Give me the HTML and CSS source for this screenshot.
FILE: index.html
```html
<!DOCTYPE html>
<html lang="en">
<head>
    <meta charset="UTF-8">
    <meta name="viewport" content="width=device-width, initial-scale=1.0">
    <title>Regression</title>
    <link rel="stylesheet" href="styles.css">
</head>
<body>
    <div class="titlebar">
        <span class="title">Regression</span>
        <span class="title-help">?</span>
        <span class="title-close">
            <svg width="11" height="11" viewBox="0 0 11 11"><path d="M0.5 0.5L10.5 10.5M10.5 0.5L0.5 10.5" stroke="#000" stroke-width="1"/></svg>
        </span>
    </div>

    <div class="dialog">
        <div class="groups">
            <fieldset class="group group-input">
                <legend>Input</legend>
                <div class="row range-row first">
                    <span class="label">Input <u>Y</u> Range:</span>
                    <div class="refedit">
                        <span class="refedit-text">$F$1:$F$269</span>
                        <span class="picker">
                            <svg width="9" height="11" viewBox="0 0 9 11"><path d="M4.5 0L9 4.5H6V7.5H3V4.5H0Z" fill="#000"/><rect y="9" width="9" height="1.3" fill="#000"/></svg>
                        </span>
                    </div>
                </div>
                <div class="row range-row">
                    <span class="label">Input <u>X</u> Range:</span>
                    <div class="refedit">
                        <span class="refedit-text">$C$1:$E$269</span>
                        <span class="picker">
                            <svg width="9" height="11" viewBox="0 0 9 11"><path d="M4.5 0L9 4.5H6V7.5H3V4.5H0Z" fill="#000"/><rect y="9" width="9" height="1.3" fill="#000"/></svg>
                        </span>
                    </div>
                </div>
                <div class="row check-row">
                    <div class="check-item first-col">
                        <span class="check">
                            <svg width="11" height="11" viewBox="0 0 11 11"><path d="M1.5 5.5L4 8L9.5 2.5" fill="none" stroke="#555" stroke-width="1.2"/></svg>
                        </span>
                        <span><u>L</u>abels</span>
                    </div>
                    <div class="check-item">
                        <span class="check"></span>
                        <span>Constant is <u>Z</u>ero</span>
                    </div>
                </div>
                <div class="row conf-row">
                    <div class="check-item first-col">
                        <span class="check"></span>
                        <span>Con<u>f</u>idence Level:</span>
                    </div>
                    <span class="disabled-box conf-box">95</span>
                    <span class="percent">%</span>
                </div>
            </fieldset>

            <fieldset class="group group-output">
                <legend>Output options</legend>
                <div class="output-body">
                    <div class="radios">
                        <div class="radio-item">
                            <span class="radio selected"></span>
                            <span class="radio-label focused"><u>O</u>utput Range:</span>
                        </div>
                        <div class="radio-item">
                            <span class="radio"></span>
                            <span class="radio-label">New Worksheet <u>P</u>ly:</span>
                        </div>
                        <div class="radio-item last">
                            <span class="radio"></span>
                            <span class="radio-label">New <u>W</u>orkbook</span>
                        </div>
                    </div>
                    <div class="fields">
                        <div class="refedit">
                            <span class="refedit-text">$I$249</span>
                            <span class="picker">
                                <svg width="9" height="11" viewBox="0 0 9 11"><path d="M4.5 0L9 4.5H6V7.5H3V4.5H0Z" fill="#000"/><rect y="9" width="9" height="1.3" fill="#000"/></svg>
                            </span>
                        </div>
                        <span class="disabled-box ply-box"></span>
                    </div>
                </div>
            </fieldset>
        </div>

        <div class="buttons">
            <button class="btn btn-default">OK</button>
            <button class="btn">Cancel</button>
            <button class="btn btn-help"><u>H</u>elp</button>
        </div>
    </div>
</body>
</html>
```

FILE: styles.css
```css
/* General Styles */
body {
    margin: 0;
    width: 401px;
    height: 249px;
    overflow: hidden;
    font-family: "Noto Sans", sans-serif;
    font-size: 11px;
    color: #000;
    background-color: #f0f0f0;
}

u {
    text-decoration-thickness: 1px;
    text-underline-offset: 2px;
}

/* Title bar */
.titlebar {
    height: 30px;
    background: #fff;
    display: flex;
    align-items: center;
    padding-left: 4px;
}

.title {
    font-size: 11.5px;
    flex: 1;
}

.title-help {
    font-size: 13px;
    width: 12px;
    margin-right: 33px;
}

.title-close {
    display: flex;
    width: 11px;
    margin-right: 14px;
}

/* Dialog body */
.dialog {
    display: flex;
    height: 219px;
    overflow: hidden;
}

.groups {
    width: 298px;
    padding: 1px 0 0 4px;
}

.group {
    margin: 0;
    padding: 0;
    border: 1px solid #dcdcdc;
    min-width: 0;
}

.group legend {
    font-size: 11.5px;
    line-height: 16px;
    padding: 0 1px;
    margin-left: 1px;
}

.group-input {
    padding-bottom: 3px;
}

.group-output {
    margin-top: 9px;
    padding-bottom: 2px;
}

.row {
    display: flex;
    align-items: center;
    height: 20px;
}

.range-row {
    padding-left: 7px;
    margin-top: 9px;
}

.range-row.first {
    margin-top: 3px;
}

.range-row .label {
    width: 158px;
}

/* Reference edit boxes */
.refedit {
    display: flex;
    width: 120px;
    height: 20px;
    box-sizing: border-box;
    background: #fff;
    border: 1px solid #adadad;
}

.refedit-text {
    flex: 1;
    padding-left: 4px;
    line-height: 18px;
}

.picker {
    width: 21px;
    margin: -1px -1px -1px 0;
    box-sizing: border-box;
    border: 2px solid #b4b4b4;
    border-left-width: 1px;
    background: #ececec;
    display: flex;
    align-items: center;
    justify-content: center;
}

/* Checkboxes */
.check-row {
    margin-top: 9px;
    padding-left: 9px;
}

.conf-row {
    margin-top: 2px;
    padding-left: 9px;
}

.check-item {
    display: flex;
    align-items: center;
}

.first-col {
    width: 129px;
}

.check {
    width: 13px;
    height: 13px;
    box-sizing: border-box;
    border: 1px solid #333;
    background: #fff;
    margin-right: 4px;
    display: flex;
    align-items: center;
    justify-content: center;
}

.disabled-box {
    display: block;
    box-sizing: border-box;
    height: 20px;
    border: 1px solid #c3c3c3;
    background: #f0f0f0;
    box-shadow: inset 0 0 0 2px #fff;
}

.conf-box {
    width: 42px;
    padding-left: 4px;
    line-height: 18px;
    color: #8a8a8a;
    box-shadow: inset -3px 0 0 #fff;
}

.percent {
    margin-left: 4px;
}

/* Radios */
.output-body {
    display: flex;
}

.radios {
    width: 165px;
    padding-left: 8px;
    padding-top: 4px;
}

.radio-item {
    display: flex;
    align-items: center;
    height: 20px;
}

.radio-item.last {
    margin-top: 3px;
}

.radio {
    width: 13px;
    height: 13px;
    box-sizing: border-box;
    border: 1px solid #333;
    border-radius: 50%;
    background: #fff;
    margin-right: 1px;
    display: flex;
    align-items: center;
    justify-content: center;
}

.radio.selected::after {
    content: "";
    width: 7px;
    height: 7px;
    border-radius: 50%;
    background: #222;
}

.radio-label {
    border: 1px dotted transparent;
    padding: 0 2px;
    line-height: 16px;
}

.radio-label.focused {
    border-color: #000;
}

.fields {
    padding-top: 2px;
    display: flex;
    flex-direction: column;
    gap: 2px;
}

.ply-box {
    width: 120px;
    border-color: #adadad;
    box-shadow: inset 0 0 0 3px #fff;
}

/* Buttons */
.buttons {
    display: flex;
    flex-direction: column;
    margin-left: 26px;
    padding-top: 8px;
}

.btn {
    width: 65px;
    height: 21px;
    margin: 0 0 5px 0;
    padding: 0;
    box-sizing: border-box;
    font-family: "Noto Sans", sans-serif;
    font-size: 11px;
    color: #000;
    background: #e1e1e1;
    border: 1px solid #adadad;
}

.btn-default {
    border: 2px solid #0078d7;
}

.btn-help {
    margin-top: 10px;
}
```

━━━━━━━━

Objective:
Using the data above, return each line exactly as written.

Written solution:
Give me the HTML and CSS source for this screenshot.
FILE: index.html
```html
<!DOCTYPE html>
<html lang="en">
<head>
    <meta charset="UTF-8">
    <meta name="viewport" content="width=device-width, initial-scale=1.0">
    <title>Regression</title>
    <link rel="stylesheet" href="styles.css">
</head>
<body>
    <div class="titlebar">
        <span class="title">Regression</span>
        <span class="title-help">?</span>
        <span class="title-close">
            <svg width="11" height="11" viewBox="0 0 11 11"><path d="M0.5 0.5L10.5 10.5M10.5 0.5L0.5 10.5" stroke="#000" stroke-width="1"/></svg>
        </span>
    </div>

    <div class="dialog">
        <div class="groups">
            <fieldset class="group group-input">
                <legend>Input</legend>
                <div class="row range-row first">
                    <span class="label">Input <u>Y</u> Range:</span>
                    <div class="refedit">
                        <span class="refedit-text">$F$1:$F$269</span>
                        <span class="picker">
                            <svg width="9" height="11" viewBox="0 0 9 11"><path d="M4.5 0L9 4.5H6V7.5H3V4.5H0Z" fill="#000"/><rect y="9" width="9" height="1.3" fill="#000"/></svg>
                        </span>
                    </div>
                </div>
                <div class="row range-row">
                    <span class="label">Input <u>X</u> Range:</span>
                    <div class="refedit">
                        <span class="refedit-text">$C$1:$E$269</span>
                        <span class="picker">
                            <svg width="9" height="11" viewBox="0 0 9 11"><path d="M4.5 0L9 4.5H6V7.5H3V4.5H0Z" fill="#000"/><rect y="9" width="9" height="1.3" fill="#000"/></svg>
                        </span>
                    </div>
                </div>
                <div class="row check-row">
                    <div class="check-item first-col">
                        <span class="check">
                            <svg width="11" height="11" viewBox="0 0 11 11"><path d="M1.5 5.5L4 8L9.5 2.5" fill="none" stroke="#555" stroke-width="1.2"/></svg>
                        </span>
                        <span><u>L</u>abels</span>
                    </div>
                    <div class="check-item">
                        <span class="check"></span>
                        <span>Constant is <u>Z</u>ero</span>
                    </div>
                </div>
                <div class="row conf-row">
                    <div class="check-item first-col">
                        <span class="check"></span>
                        <span>Con<u>f</u>idence Level:</span>
                    </div>
                    <span class="disabled-box conf-box">95</span>
                    <span class="percent">%</span>
                </div>
            </fieldset>

            <fieldset class="group group-output">
                <legend>Output options</legend>
                <div class="output-body">
                    <div class="radios">
                        <div class="radio-item">
                            <span class="radio selected"></span>
                            <span class="radio-label focused"><u>O</u>utput Range:</span>
                        </div>
                        <div class="radio-item">
                            <span class="radio"></span>
                            <span class="radio-label">New Worksheet <u>P</u>ly:</span>
                        </div>
                        <div class="radio-item last">
                            <span class="radio"></span>
                            <span class="radio-label">New <u>W</u>orkbook</span>
                        </div>
                    </div>
                    <div class="fields">
                        <div class="refedit">
                            <span class="refedit-text">$I$249</span>
                            <span class="picker">
                                <svg width="9" height="11" viewBox="0 0 9 11"><path d="M4.5 0L9 4.5H6V7.5H3V4.5H0Z" fill="#000"/><rect y="9" width="9" height="1.3" fill="#000"/></svg>
                            </span>
                        </div>
                        <span class="disabled-box ply-box"></span>
                    </div>
                </div>
            </fieldset>
        </div>

        <div class="buttons">
            <button class="btn btn-default">OK</button>
            <button class="btn">Cancel</button>
            <button class="btn btn-help"><u>H</u>elp</button>
        </div>
    </div>
</body>
</html>
```

FILE: styles.css
```css
/* General Styles */
body {
    margin: 0;
    width: 401px;
    height: 249px;
    overflow: hidden;
    font-family: "Noto Sans", sans-serif;
    font-size: 11px;
    color: #000;
    background-color: #f0f0f0;
}

u {
    text-decoration-thickness: 1px;
    text-underline-offset: 2px;
}

/* Title bar */
.titlebar {
    height: 30px;
    background: #fff;
    display: flex;
    align-items: center;
    padding-left: 4px;
}

.title {
    font-size: 11.5px;
    flex: 1;
}

.title-help {
    font-size: 13px;
    width: 12px;
    margin-right: 33px;
}

.title-close {
    display: flex;
    width: 11px;
    margin-right: 14px;
}

/* Dialog body */
.dialog {
    display: flex;
    height: 219px;
    overflow: hidden;
}

.groups {
    width: 298px;
    padding: 1px 0 0 4px;
}

.group {
    margin: 0;
    padding: 0;
    border: 1px solid #dcdcdc;
    min-width: 0;
}

.group legend {
    font-size: 11.5px;
    line-height: 16px;
    padding: 0 1px;
    margin-left: 1px;
}

.group-input {
    padding-bottom: 3px;
}

.group-output {
    margin-top: 9px;
    padding-bottom: 2px;
}

.row {
    display: flex;
    align-items: center;
    height: 20px;
}

.range-row {
    padding-left: 7px;
    margin-top: 9px;
}

.range-row.first {
    margin-top: 3px;
}

.range-row .label {
    width: 158px;
}

/* Reference edit boxes */
.refedit {
    display: flex;
    width: 120px;
    height: 20px;
    box-sizing: border-box;
    background: #fff;
    border: 1px solid #adadad;
}

.refedit-text {
    flex: 1;
    padding-left: 4px;
    line-height: 18px;
}

.picker {
    width: 21px;
    margin: -1px -1px -1px 0;
    box-sizing: border-box;
    border: 2px solid #b4b4b4;
    border-left-width: 1px;
    background: #ececec;
    display: flex;
    align-items: center;
    justify-content: center;
}

/* Checkboxes */
.check-row {
    margin-top: 9px;
    padding-left: 9px;
}

.conf-row {
    margin-top: 2px;
    padding-left: 9px;
}

.check-item {
    display: flex;
    align-items: center;
}

.first-col {
    width: 129px;
}

.check {
    width: 13px;
    height: 13px;
    box-sizing: border-box;
    border: 1px solid #333;
    background: #fff;
    margin-right: 4px;
    display: flex;
    align-items: center;
    justify-content: center;
}

.disabled-box {
    display: block;
    box-sizing: border-box;
    height: 20px;
    border: 1px solid #c3c3c3;
    background: #f0f0f0;
    box-shadow: inset 0 0 0 2px #fff;
}

.conf-box {
    width: 42px;
    padding-left: 4px;
    line-height: 18px;
    color: #8a8a8a;
    box-shadow: inset -3px 0 0 #fff;
}

.percent {
    margin-left: 4px;
}

/* Radios */
.output-body {
    display: flex;
}

.radios {
    width: 165px;
    padding-left: 8px;
    padding-top: 4px;
}

.radio-item {
    display: flex;
    align-items: center;
    height: 20px;
}

.radio-item.last {
    margin-top: 3px;
}

.radio {
    width: 13px;
    height: 13px;
    box-sizing: border-box;
    border: 1px solid #333;
    border-radius: 50%;
    background: #fff;
    margin-right: 1px;
    display: flex;
    align-items: center;
    justify-content: center;
}

.radio.selected::after {
    content: "";
    width: 7px;
    height: 7px;
    border-radius: 50%;
    background: #222;
}

.radio-label {
    border: 1px dotted transparent;
    padding: 0 2px;
    line-height: 16px;
}

.radio-label.focused {
    border-color: #000;
}

.fields {
    padding-top: 2px;
    display: flex;
    flex-direction: column;
    gap: 2px;
}

.ply-box {
    width: 120px;
    border-color: #adadad;
    box-shadow: inset 0 0 0 3px #fff;
}

/* Buttons */
.buttons {
    display: flex;
    flex-direction: column;
    margin-left: 26px;
    padding-top: 8px;
}

.btn {
    width: 65px;
    height: 21px;
    margin: 0 0 5px 0;
    padding: 0;
    box-sizing: border-box;
    font-family: "Noto Sans", sans-serif;
    font-size: 11px;
    color: #000;
    background: #e1e1e1;
    border: 1px solid #adadad;
}

.btn-default {
    border: 2px solid #0078d7;
}

.btn-help {
    margin-top: 10px;
}
```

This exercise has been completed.